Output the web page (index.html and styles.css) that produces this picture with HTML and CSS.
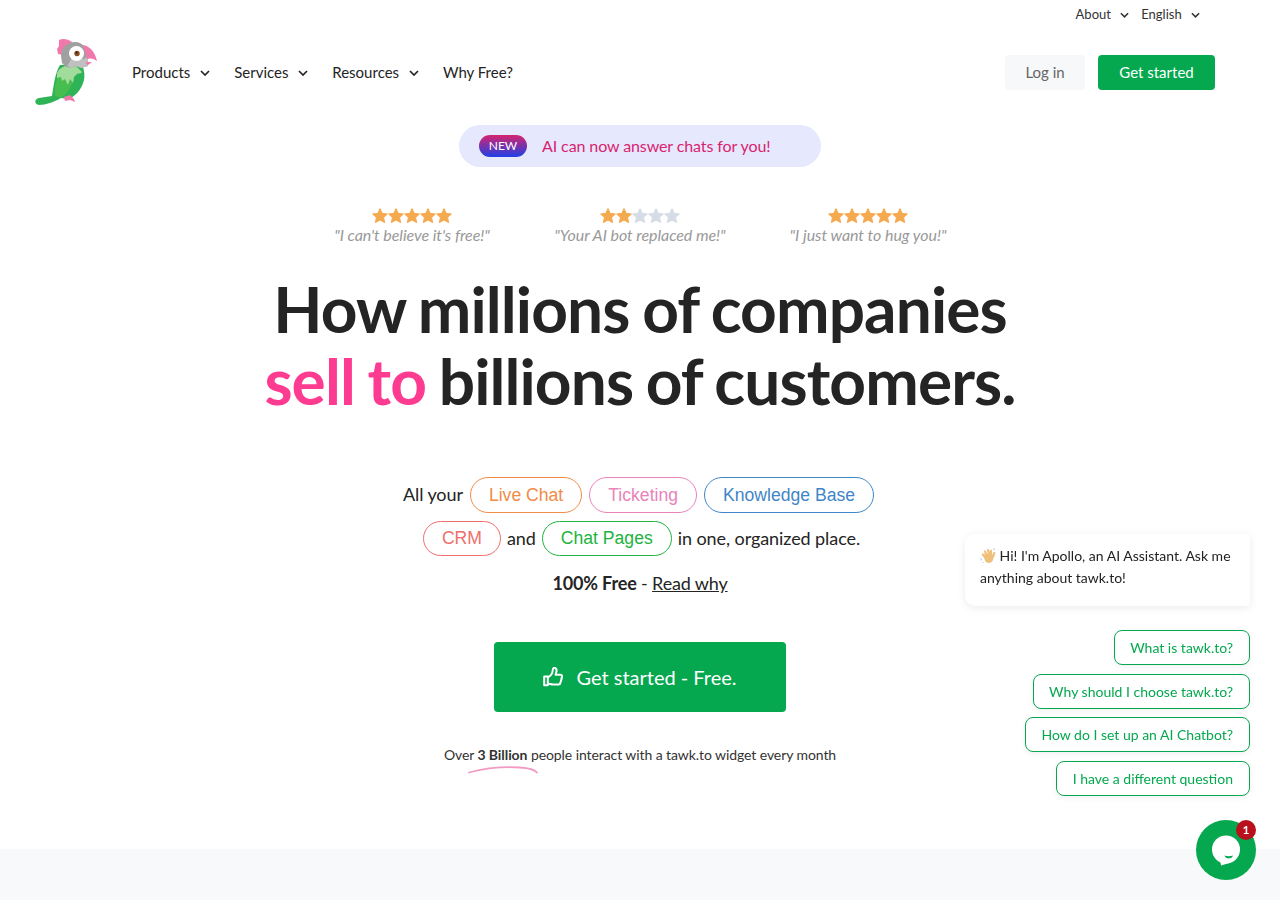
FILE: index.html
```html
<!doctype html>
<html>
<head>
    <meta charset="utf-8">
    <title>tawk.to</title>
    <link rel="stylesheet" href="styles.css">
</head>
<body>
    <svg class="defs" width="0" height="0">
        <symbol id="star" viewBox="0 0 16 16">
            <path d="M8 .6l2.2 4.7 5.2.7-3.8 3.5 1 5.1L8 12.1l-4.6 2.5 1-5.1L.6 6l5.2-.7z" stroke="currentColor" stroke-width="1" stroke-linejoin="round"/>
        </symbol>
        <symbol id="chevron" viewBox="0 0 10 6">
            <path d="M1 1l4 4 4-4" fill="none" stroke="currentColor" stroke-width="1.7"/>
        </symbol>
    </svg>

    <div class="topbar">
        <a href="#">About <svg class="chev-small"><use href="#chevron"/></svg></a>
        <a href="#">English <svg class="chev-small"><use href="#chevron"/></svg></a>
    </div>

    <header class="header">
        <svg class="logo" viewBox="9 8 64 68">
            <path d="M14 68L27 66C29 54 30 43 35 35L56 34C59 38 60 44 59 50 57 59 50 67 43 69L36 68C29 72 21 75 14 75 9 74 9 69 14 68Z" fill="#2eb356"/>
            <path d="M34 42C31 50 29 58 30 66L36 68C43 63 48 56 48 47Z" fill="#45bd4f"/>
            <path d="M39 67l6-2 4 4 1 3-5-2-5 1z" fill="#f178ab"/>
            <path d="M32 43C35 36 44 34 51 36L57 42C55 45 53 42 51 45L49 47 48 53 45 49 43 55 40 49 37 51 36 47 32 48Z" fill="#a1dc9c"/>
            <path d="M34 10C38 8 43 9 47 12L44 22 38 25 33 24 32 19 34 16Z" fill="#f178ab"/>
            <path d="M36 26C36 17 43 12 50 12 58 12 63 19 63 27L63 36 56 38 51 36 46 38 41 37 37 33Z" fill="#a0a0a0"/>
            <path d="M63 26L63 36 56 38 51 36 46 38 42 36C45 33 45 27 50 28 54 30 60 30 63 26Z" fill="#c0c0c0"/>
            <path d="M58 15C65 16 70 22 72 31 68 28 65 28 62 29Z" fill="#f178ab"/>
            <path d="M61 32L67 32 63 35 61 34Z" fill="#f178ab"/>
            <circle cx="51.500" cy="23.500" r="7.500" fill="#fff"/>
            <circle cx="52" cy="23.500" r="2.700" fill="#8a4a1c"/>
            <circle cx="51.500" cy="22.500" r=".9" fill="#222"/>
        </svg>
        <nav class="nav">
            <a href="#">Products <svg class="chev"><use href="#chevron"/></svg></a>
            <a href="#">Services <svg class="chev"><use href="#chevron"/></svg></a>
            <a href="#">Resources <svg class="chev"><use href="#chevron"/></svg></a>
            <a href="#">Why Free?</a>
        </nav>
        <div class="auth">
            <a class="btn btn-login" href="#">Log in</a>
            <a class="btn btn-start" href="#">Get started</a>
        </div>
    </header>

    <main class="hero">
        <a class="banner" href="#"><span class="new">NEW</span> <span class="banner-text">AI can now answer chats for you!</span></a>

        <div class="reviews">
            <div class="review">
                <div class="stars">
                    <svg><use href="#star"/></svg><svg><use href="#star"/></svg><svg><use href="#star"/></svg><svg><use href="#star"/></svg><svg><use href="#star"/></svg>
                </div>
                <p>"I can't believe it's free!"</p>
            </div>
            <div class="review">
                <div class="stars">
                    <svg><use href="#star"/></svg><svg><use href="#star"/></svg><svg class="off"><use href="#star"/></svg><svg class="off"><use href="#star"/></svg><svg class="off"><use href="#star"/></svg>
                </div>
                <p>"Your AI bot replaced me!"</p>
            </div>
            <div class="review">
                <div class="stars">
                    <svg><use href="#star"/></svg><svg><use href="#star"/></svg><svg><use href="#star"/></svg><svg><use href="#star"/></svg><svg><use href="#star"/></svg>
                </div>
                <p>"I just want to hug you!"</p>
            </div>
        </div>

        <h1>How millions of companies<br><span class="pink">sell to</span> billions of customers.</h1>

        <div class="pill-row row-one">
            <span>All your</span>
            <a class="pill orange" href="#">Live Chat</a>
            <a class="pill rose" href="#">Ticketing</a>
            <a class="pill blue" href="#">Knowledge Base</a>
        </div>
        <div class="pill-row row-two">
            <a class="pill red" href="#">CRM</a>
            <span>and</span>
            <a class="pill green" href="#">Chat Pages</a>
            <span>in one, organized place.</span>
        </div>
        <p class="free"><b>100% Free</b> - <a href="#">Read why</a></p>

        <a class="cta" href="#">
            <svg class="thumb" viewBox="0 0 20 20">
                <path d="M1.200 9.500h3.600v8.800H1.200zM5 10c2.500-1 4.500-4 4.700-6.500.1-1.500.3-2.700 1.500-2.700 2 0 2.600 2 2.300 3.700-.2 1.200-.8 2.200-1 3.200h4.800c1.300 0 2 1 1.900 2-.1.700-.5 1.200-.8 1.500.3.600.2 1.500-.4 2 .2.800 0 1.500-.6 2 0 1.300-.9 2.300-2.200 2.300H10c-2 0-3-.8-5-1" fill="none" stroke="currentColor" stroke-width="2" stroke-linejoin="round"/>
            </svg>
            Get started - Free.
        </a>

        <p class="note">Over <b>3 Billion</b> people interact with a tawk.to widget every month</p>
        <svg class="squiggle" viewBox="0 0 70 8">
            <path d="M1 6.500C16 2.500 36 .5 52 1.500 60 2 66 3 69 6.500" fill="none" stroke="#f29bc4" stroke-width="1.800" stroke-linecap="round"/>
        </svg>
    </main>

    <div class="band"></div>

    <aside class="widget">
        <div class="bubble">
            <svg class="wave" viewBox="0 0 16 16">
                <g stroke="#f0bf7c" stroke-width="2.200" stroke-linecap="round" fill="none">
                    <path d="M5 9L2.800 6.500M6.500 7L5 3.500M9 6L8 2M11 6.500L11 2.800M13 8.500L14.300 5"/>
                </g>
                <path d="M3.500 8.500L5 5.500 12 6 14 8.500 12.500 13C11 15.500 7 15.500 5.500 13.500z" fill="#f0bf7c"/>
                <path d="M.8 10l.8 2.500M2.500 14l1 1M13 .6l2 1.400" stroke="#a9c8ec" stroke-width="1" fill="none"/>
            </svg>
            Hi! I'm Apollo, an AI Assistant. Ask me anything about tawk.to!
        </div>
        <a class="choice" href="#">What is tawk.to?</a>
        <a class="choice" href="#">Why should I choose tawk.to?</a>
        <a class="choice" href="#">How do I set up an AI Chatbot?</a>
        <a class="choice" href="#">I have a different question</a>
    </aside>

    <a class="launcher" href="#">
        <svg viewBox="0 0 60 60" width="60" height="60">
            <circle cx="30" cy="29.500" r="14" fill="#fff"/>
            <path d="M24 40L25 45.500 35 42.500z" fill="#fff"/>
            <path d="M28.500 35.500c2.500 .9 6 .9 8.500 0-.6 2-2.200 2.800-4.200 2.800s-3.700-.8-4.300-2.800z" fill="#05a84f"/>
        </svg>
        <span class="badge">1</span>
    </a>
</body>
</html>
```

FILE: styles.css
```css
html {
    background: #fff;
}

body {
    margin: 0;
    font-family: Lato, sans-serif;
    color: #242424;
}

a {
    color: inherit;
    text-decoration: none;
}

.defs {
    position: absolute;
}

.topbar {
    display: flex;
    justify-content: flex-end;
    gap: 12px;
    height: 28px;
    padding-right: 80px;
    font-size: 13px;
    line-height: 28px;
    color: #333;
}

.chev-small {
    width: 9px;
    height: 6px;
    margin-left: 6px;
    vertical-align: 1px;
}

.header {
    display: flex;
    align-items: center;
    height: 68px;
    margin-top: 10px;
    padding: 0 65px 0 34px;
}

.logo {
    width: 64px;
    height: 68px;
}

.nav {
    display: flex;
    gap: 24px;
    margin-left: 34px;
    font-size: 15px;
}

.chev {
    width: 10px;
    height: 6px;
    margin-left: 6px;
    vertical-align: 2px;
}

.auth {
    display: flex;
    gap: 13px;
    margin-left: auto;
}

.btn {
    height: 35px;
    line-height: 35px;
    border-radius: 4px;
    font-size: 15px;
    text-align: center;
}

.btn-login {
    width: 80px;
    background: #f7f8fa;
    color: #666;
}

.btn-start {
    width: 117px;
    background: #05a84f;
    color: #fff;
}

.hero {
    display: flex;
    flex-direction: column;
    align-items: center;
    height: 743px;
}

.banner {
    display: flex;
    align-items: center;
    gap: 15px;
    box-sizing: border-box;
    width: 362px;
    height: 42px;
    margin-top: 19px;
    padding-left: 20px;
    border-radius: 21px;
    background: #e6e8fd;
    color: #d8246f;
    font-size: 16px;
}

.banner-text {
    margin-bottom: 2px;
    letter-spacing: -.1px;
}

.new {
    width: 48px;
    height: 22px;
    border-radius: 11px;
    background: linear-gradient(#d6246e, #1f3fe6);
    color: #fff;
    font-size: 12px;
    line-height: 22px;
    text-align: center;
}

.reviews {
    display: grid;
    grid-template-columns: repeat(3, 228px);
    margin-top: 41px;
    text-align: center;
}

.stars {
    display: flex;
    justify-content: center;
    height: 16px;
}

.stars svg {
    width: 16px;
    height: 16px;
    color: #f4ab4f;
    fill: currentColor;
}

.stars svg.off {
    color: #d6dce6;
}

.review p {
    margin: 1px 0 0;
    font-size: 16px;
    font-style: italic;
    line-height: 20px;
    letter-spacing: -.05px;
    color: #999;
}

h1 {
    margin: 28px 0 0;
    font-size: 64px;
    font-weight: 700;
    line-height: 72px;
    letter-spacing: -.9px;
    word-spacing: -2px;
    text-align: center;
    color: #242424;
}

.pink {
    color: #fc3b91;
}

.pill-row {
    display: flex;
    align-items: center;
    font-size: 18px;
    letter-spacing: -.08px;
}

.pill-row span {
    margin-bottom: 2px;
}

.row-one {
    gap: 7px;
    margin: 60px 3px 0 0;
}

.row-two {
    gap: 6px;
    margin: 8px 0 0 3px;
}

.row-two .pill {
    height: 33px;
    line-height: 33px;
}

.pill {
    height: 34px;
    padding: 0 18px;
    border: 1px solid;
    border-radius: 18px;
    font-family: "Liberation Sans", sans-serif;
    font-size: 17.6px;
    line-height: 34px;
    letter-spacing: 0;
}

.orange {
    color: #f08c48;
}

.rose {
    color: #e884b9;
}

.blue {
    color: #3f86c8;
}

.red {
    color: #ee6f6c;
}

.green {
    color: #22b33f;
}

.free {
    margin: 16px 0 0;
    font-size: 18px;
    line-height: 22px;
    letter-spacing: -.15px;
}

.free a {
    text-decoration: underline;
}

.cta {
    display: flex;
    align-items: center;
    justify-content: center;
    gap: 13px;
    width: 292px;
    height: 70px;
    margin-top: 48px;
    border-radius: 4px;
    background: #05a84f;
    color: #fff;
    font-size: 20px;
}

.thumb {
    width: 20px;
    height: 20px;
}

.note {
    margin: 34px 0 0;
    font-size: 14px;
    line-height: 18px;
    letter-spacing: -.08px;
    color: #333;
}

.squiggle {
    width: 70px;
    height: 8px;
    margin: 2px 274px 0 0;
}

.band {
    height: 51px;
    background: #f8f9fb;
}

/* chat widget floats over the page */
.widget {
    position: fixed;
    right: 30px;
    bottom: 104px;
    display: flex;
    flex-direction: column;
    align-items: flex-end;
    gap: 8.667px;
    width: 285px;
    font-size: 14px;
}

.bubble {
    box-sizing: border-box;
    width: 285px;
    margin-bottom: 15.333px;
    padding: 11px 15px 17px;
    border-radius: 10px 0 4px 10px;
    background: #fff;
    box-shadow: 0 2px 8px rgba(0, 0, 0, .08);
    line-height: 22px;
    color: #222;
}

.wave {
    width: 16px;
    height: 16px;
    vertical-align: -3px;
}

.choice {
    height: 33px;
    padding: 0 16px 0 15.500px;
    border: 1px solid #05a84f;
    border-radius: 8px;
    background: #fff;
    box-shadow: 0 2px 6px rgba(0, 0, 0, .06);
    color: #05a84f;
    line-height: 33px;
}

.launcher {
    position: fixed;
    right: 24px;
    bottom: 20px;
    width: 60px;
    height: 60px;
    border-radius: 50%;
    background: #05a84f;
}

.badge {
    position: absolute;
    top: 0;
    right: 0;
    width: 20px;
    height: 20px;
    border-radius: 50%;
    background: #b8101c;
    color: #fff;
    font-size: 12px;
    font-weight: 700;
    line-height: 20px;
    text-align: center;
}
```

****

Determine the number of lines where the string "with" occurs, and give that number only.

2